*Task*
Write out the full listing exactly as given, minus the images.

*Provided information*
════
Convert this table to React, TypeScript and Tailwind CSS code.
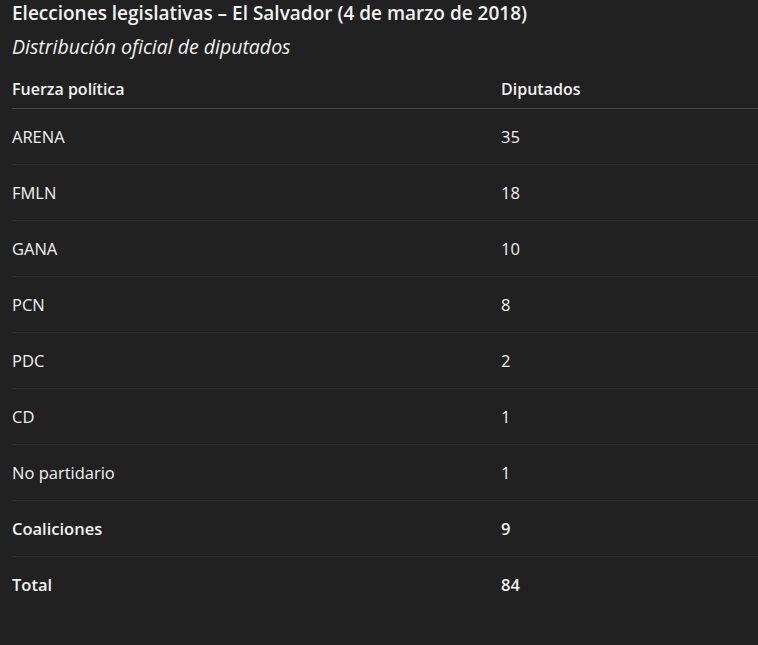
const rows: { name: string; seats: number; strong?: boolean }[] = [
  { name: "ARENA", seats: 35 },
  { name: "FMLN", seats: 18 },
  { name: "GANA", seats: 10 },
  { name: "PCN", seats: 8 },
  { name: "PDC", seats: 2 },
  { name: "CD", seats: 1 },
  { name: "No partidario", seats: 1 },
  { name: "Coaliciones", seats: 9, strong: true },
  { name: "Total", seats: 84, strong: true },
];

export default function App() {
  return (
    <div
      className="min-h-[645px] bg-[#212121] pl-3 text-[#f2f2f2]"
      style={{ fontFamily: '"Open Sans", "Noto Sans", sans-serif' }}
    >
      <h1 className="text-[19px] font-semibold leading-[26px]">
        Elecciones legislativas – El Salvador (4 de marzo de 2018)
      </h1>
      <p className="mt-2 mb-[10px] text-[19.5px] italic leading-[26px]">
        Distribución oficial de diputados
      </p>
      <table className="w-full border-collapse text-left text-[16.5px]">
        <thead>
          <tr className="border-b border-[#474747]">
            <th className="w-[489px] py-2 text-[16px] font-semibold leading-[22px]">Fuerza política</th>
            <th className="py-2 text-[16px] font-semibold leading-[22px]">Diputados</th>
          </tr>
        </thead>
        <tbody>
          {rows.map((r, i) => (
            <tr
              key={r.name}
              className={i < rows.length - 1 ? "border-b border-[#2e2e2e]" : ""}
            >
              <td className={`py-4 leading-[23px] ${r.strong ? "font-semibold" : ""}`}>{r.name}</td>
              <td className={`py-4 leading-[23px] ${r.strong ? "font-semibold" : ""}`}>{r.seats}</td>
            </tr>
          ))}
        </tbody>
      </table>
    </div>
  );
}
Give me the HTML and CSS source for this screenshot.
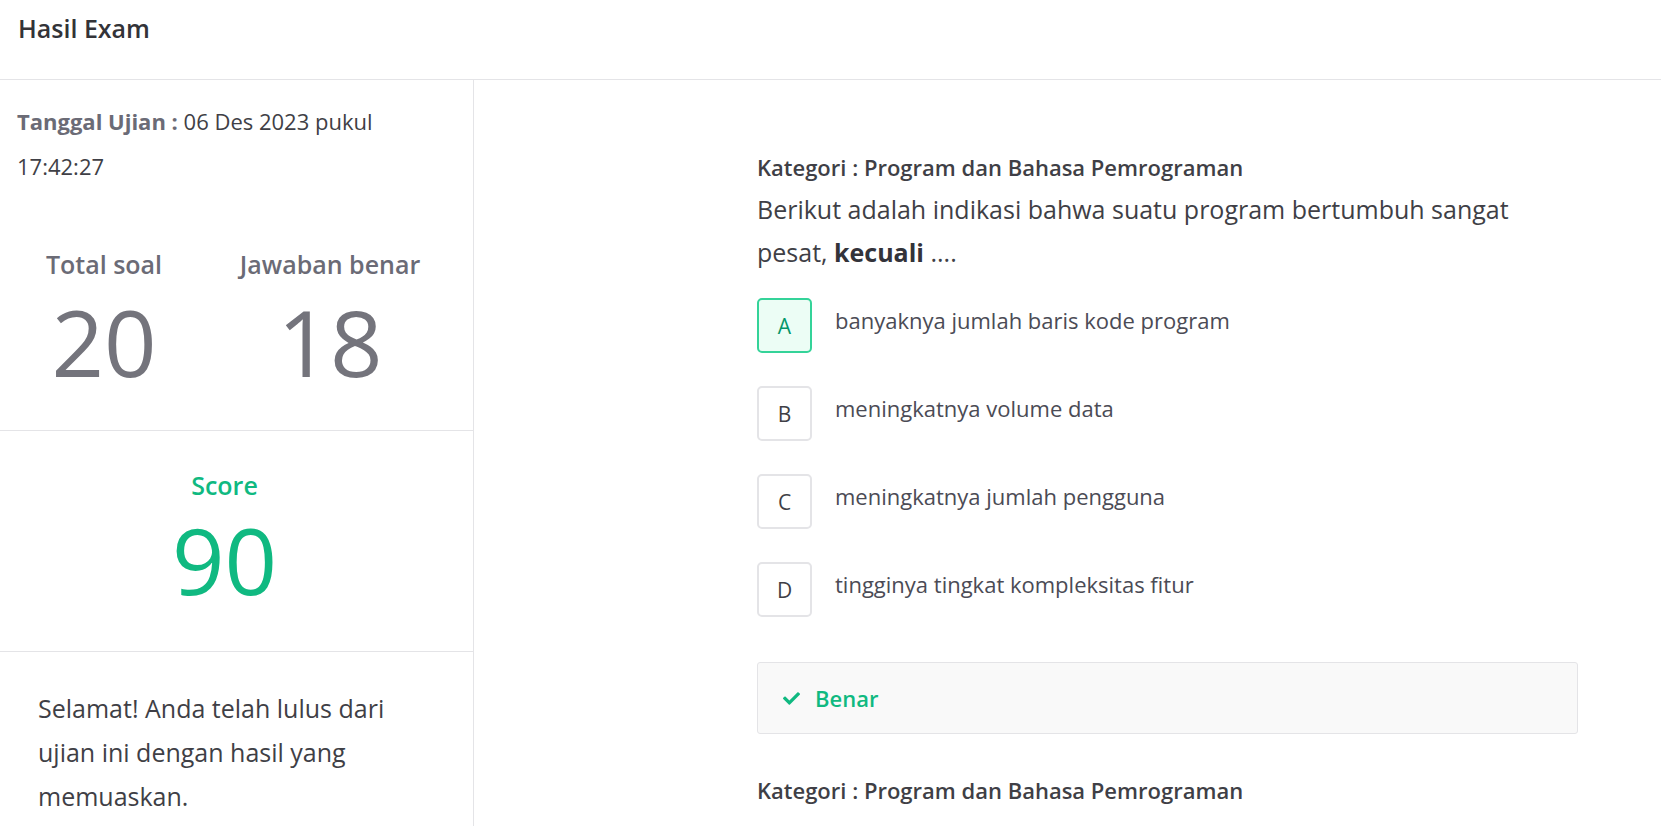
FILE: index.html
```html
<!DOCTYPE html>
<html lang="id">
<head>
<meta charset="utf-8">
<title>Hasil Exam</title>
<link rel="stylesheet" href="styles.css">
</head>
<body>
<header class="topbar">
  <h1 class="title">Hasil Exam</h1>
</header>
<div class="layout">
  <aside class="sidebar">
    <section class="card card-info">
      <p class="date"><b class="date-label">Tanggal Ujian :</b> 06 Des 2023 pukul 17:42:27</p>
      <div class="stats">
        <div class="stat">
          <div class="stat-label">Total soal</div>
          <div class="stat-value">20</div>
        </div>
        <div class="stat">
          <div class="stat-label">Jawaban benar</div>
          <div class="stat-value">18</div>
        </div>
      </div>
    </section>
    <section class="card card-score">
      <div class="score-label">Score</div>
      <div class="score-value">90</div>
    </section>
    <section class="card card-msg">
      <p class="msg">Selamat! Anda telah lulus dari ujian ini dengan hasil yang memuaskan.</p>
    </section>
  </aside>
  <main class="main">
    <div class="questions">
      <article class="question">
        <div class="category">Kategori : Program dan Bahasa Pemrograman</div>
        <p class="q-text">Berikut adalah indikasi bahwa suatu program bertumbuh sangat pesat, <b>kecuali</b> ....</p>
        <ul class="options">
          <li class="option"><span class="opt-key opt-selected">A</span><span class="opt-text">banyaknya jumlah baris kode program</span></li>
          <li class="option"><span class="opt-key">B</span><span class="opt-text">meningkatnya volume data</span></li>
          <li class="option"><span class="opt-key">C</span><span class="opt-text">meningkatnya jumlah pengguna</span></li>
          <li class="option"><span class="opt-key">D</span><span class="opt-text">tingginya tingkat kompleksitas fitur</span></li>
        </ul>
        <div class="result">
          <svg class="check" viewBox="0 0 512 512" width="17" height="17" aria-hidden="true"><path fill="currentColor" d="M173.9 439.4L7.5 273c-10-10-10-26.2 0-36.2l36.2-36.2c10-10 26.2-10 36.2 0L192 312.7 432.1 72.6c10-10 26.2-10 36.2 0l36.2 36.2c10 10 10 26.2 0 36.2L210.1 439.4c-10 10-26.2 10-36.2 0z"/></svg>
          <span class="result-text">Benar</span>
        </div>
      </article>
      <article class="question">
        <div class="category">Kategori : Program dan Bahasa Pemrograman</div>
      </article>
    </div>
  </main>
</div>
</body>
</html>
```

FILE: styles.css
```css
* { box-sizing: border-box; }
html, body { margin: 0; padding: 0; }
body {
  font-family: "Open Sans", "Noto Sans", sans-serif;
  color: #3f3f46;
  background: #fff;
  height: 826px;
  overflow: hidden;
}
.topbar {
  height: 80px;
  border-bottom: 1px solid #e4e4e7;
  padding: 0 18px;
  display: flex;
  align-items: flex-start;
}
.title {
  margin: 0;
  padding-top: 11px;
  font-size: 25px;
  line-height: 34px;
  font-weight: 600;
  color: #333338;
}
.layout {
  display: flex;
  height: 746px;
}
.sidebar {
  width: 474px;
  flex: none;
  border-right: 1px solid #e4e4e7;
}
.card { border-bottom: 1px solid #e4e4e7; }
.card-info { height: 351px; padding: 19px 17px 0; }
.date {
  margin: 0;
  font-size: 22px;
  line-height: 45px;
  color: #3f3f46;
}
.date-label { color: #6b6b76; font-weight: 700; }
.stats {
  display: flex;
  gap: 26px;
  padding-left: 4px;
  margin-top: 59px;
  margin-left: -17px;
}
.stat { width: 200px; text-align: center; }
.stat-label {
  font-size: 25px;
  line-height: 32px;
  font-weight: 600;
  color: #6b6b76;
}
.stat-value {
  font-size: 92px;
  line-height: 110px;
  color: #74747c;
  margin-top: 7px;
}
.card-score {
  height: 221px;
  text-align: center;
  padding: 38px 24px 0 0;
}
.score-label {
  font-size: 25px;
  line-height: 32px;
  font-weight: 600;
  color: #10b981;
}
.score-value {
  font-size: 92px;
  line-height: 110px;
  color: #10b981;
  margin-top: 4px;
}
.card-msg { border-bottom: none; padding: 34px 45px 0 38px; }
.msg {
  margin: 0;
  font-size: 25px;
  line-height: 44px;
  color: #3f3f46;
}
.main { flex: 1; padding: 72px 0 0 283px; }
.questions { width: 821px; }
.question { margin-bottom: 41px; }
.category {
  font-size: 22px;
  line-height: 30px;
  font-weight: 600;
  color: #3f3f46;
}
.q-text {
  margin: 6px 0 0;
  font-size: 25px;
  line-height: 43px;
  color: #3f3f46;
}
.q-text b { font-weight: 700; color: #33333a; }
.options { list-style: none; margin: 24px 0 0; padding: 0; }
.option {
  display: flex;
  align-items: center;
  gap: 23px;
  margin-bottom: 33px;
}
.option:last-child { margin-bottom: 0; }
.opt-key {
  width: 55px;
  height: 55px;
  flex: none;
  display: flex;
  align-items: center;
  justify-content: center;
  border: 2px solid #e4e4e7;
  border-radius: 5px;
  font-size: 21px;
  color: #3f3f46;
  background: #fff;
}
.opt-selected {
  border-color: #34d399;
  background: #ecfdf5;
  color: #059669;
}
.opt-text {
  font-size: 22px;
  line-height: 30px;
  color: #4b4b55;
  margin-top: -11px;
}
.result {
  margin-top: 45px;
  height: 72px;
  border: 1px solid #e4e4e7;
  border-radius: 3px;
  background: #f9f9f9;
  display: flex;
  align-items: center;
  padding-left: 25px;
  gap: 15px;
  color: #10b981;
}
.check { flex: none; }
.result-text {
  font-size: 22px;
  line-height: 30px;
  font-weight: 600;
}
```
════
*Written reply*
Convert this table to React, TypeScript and Tailwind CSS code.
const rows: { name: string; seats: number; strong?: boolean }[] = [
  { name: "ARENA", seats: 35 },
  { name: "FMLN", seats: 18 },
  { name: "GANA", seats: 10 },
  { name: "PCN", seats: 8 },
  { name: "PDC", seats: 2 },
  { name: "CD", seats: 1 },
  { name: "No partidario", seats: 1 },
  { name: "Coaliciones", seats: 9, strong: true },
  { name: "Total", seats: 84, strong: true },
];

export default function App() {
  return (
    <div
      className="min-h-[645px] bg-[#212121] pl-3 text-[#f2f2f2]"
      style={{ fontFamily: '"Open Sans", "Noto Sans", sans-serif' }}
    >
      <h1 className="text-[19px] font-semibold leading-[26px]">
        Elecciones legislativas – El Salvador (4 de marzo de 2018)
      </h1>
      <p className="mt-2 mb-[10px] text-[19.5px] italic leading-[26px]">
        Distribución oficial de diputados
      </p>
      <table className="w-full border-collapse text-left text-[16.5px]">
        <thead>
          <tr className="border-b border-[#474747]">
            <th className="w-[489px] py-2 text-[16px] font-semibold leading-[22px]">Fuerza política</th>
            <th className="py-2 text-[16px] font-semibold leading-[22px]">Diputados</th>
          </tr>
        </thead>
        <tbody>
          {rows.map((r, i) => (
            <tr
              key={r.name}
              className={i < rows.length - 1 ? "border-b border-[#2e2e2e]" : ""}
            >
              <td className={`py-4 leading-[23px] ${r.strong ? "font-semibold" : ""}`}>{r.name}</td>
              <td className={`py-4 leading-[23px] ${r.strong ? "font-semibold" : ""}`}>{r.seats}</td>
            </tr>
          ))}
        </tbody>
      </table>
    </div>
  );
}
Give me the HTML and CSS source for this screenshot.
FILE: index.html
```html
<!DOCTYPE html>
<html lang="id">
<head>
<meta charset="utf-8">
<title>Hasil Exam</title>
<link rel="stylesheet" href="styles.css">
</head>
<body>
<header class="topbar">
  <h1 class="title">Hasil Exam</h1>
</header>
<div class="layout">
  <aside class="sidebar">
    <section class="card card-info">
      <p class="date"><b class="date-label">Tanggal Ujian :</b> 06 Des 2023 pukul 17:42:27</p>
      <div class="stats">
        <div class="stat">
          <div class="stat-label">Total soal</div>
          <div class="stat-value">20</div>
        </div>
        <div class="stat">
          <div class="stat-label">Jawaban benar</div>
          <div class="stat-value">18</div>
        </div>
      </div>
    </section>
    <section class="card card-score">
      <div class="score-label">Score</div>
      <div class="score-value">90</div>
    </section>
    <section class="card card-msg">
      <p class="msg">Selamat! Anda telah lulus dari ujian ini dengan hasil yang memuaskan.</p>
    </section>
  </aside>
  <main class="main">
    <div class="questions">
      <article class="question">
        <div class="category">Kategori : Program dan Bahasa Pemrograman</div>
        <p class="q-text">Berikut adalah indikasi bahwa suatu program bertumbuh sangat pesat, <b>kecuali</b> ....</p>
        <ul class="options">
          <li class="option"><span class="opt-key opt-selected">A</span><span class="opt-text">banyaknya jumlah baris kode program</span></li>
          <li class="option"><span class="opt-key">B</span><span class="opt-text">meningkatnya volume data</span></li>
          <li class="option"><span class="opt-key">C</span><span class="opt-text">meningkatnya jumlah pengguna</span></li>
          <li class="option"><span class="opt-key">D</span><span class="opt-text">tingginya tingkat kompleksitas fitur</span></li>
        </ul>
        <div class="result">
          <svg class="check" viewBox="0 0 512 512" width="17" height="17" aria-hidden="true"><path fill="currentColor" d="M173.9 439.4L7.5 273c-10-10-10-26.2 0-36.2l36.2-36.2c10-10 26.2-10 36.2 0L192 312.7 432.1 72.6c10-10 26.2-10 36.2 0l36.2 36.2c10 10 10 26.2 0 36.2L210.1 439.4c-10 10-26.2 10-36.2 0z"/></svg>
          <span class="result-text">Benar</span>
        </div>
      </article>
      <article class="question">
        <div class="category">Kategori : Program dan Bahasa Pemrograman</div>
      </article>
    </div>
  </main>
</div>
</body>
</html>
```

FILE: styles.css
```css
* { box-sizing: border-box; }
html, body { margin: 0; padding: 0; }
body {
  font-family: "Open Sans", "Noto Sans", sans-serif;
  color: #3f3f46;
  background: #fff;
  height: 826px;
  overflow: hidden;
}
.topbar {
  height: 80px;
  border-bottom: 1px solid #e4e4e7;
  padding: 0 18px;
  display: flex;
  align-items: flex-start;
}
.title {
  margin: 0;
  padding-top: 11px;
  font-size: 25px;
  line-height: 34px;
  font-weight: 600;
  color: #333338;
}
.layout {
  display: flex;
  height: 746px;
}
.sidebar {
  width: 474px;
  flex: none;
  border-right: 1px solid #e4e4e7;
}
.card { border-bottom: 1px solid #e4e4e7; }
.card-info { height: 351px; padding: 19px 17px 0; }
.date {
  margin: 0;
  font-size: 22px;
  line-height: 45px;
  color: #3f3f46;
}
.date-label { color: #6b6b76; font-weight: 700; }
.stats {
  display: flex;
  gap: 26px;
  padding-left: 4px;
  margin-top: 59px;
  margin-left: -17px;
}
.stat { width: 200px; text-align: center; }
.stat-label {
  font-size: 25px;
  line-height: 32px;
  font-weight: 600;
  color: #6b6b76;
}
.stat-value {
  font-size: 92px;
  line-height: 110px;
  color: #74747c;
  margin-top: 7px;
}
.card-score {
  height: 221px;
  text-align: center;
  padding: 38px 24px 0 0;
}
.score-label {
  font-size: 25px;
  line-height: 32px;
  font-weight: 600;
  color: #10b981;
}
.score-value {
  font-size: 92px;
  line-height: 110px;
  color: #10b981;
  margin-top: 4px;
}
.card-msg { border-bottom: none; padding: 34px 45px 0 38px; }
.msg {
  margin: 0;
  font-size: 25px;
  line-height: 44px;
  color: #3f3f46;
}
.main { flex: 1; padding: 72px 0 0 283px; }
.questions { width: 821px; }
.question { margin-bottom: 41px; }
.category {
  font-size: 22px;
  line-height: 30px;
  font-weight: 600;
  color: #3f3f46;
}
.q-text {
  margin: 6px 0 0;
  font-size: 25px;
  line-height: 43px;
  color: #3f3f46;
}
.q-text b { font-weight: 700; color: #33333a; }
.options { list-style: none; margin: 24px 0 0; padding: 0; }
.option {
  display: flex;
  align-items: center;
  gap: 23px;
  margin-bottom: 33px;
}
.option:last-child { margin-bottom: 0; }
.opt-key {
  width: 55px;
  height: 55px;
  flex: none;
  display: flex;
  align-items: center;
  justify-content: center;
  border: 2px solid #e4e4e7;
  border-radius: 5px;
  font-size: 21px;
  color: #3f3f46;
  background: #fff;
}
.opt-selected {
  border-color: #34d399;
  background: #ecfdf5;
  color: #059669;
}
.opt-text {
  font-size: 22px;
  line-height: 30px;
  color: #4b4b55;
  margin-top: -11px;
}
.result {
  margin-top: 45px;
  height: 72px;
  border: 1px solid #e4e4e7;
  border-radius: 3px;
  background: #f9f9f9;
  display: flex;
  align-items: center;
  padding-left: 25px;
  gap: 15px;
  color: #10b981;
}
.check { flex: none; }
.result-text {
  font-size: 22px;
  line-height: 30px;
  font-weight: 600;
}
```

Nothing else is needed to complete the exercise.